Short task —
Images should be left out, and everything else in the listing reproduced exactly.

——

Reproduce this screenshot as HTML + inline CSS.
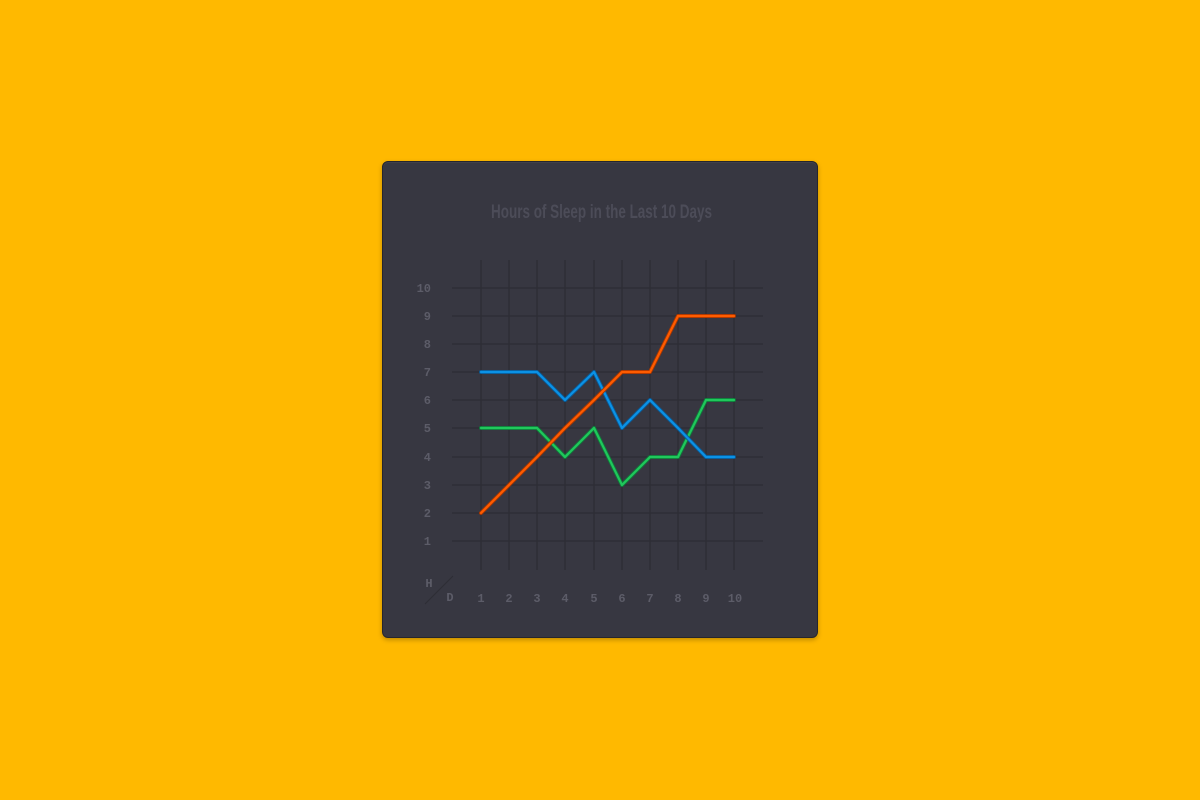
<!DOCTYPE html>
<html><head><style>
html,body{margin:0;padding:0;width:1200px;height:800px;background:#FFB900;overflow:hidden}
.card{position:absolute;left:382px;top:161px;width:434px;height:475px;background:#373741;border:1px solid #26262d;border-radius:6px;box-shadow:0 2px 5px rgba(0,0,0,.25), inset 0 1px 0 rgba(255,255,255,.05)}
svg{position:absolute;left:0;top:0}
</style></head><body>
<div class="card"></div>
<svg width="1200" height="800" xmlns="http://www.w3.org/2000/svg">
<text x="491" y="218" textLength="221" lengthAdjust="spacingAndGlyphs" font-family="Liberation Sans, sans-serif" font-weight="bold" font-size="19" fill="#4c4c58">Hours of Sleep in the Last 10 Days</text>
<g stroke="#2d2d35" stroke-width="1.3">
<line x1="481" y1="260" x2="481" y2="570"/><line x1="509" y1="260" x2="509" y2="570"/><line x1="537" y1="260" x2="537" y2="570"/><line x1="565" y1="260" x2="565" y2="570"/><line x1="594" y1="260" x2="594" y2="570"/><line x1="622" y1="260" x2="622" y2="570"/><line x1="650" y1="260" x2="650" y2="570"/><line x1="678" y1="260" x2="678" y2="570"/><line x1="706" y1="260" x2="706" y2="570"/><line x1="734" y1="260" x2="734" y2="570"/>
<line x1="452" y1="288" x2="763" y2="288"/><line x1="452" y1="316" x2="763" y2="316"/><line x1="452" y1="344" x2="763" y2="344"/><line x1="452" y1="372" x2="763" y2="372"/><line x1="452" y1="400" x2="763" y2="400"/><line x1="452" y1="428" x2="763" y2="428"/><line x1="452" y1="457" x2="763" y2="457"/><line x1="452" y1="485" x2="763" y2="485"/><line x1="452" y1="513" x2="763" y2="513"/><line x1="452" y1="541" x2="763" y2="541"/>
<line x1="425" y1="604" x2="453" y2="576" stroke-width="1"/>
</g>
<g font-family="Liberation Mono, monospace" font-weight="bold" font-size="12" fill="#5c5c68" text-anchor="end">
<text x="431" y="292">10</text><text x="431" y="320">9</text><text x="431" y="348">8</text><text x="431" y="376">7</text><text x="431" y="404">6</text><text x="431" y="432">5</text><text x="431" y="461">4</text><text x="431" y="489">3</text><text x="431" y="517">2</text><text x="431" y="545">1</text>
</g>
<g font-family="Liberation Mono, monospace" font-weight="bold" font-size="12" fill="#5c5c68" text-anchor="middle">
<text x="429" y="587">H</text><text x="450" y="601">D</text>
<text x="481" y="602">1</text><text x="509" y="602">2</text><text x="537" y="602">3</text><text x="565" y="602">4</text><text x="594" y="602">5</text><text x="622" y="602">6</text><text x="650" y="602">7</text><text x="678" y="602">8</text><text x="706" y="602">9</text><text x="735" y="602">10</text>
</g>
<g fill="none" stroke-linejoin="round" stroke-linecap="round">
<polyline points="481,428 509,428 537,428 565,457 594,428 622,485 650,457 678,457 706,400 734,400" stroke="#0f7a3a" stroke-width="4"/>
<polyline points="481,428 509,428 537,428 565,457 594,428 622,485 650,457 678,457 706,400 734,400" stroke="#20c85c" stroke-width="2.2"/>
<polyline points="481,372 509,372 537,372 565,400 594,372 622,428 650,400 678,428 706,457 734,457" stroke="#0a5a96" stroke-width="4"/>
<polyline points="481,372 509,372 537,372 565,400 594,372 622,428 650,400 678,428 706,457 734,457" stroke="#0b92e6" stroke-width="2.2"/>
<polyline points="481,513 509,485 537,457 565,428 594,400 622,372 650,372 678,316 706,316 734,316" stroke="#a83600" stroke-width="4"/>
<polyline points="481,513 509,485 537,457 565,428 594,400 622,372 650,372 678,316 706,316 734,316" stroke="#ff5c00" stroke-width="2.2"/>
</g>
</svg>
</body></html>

——

Problem solution —
Reproduce this screenshot as HTML + inline CSS.
<!DOCTYPE html>
<html><head><style>
html,body{margin:0;padding:0;width:1200px;height:800px;background:#FFB900;overflow:hidden}
.card{position:absolute;left:382px;top:161px;width:434px;height:475px;background:#373741;border:1px solid #26262d;border-radius:6px;box-shadow:0 2px 5px rgba(0,0,0,.25), inset 0 1px 0 rgba(255,255,255,.05)}
svg{position:absolute;left:0;top:0}
</style></head><body>
<div class="card"></div>
<svg width="1200" height="800" xmlns="http://www.w3.org/2000/svg">
<text x="491" y="218" textLength="221" lengthAdjust="spacingAndGlyphs" font-family="Liberation Sans, sans-serif" font-weight="bold" font-size="19" fill="#4c4c58">Hours of Sleep in the Last 10 Days</text>
<g stroke="#2d2d35" stroke-width="1.3">
<line x1="481" y1="260" x2="481" y2="570"/><line x1="509" y1="260" x2="509" y2="570"/><line x1="537" y1="260" x2="537" y2="570"/><line x1="565" y1="260" x2="565" y2="570"/><line x1="594" y1="260" x2="594" y2="570"/><line x1="622" y1="260" x2="622" y2="570"/><line x1="650" y1="260" x2="650" y2="570"/><line x1="678" y1="260" x2="678" y2="570"/><line x1="706" y1="260" x2="706" y2="570"/><line x1="734" y1="260" x2="734" y2="570"/>
<line x1="452" y1="288" x2="763" y2="288"/><line x1="452" y1="316" x2="763" y2="316"/><line x1="452" y1="344" x2="763" y2="344"/><line x1="452" y1="372" x2="763" y2="372"/><line x1="452" y1="400" x2="763" y2="400"/><line x1="452" y1="428" x2="763" y2="428"/><line x1="452" y1="457" x2="763" y2="457"/><line x1="452" y1="485" x2="763" y2="485"/><line x1="452" y1="513" x2="763" y2="513"/><line x1="452" y1="541" x2="763" y2="541"/>
<line x1="425" y1="604" x2="453" y2="576" stroke-width="1"/>
</g>
<g font-family="Liberation Mono, monospace" font-weight="bold" font-size="12" fill="#5c5c68" text-anchor="end">
<text x="431" y="292">10</text><text x="431" y="320">9</text><text x="431" y="348">8</text><text x="431" y="376">7</text><text x="431" y="404">6</text><text x="431" y="432">5</text><text x="431" y="461">4</text><text x="431" y="489">3</text><text x="431" y="517">2</text><text x="431" y="545">1</text>
</g>
<g font-family="Liberation Mono, monospace" font-weight="bold" font-size="12" fill="#5c5c68" text-anchor="middle">
<text x="429" y="587">H</text><text x="450" y="601">D</text>
<text x="481" y="602">1</text><text x="509" y="602">2</text><text x="537" y="602">3</text><text x="565" y="602">4</text><text x="594" y="602">5</text><text x="622" y="602">6</text><text x="650" y="602">7</text><text x="678" y="602">8</text><text x="706" y="602">9</text><text x="735" y="602">10</text>
</g>
<g fill="none" stroke-linejoin="round" stroke-linecap="round">
<polyline points="481,428 509,428 537,428 565,457 594,428 622,485 650,457 678,457 706,400 734,400" stroke="#0f7a3a" stroke-width="4"/>
<polyline points="481,428 509,428 537,428 565,457 594,428 622,485 650,457 678,457 706,400 734,400" stroke="#20c85c" stroke-width="2.2"/>
<polyline points="481,372 509,372 537,372 565,400 594,372 622,428 650,400 678,428 706,457 734,457" stroke="#0a5a96" stroke-width="4"/>
<polyline points="481,372 509,372 537,372 565,400 594,372 622,428 650,400 678,428 706,457 734,457" stroke="#0b92e6" stroke-width="2.2"/>
<polyline points="481,513 509,485 537,457 565,428 594,400 622,372 650,372 678,316 706,316 734,316" stroke="#a83600" stroke-width="4"/>
<polyline points="481,513 509,485 537,457 565,428 594,400 622,372 650,372 678,316 706,316 734,316" stroke="#ff5c00" stroke-width="2.2"/>
</g>
</svg>
</body></html>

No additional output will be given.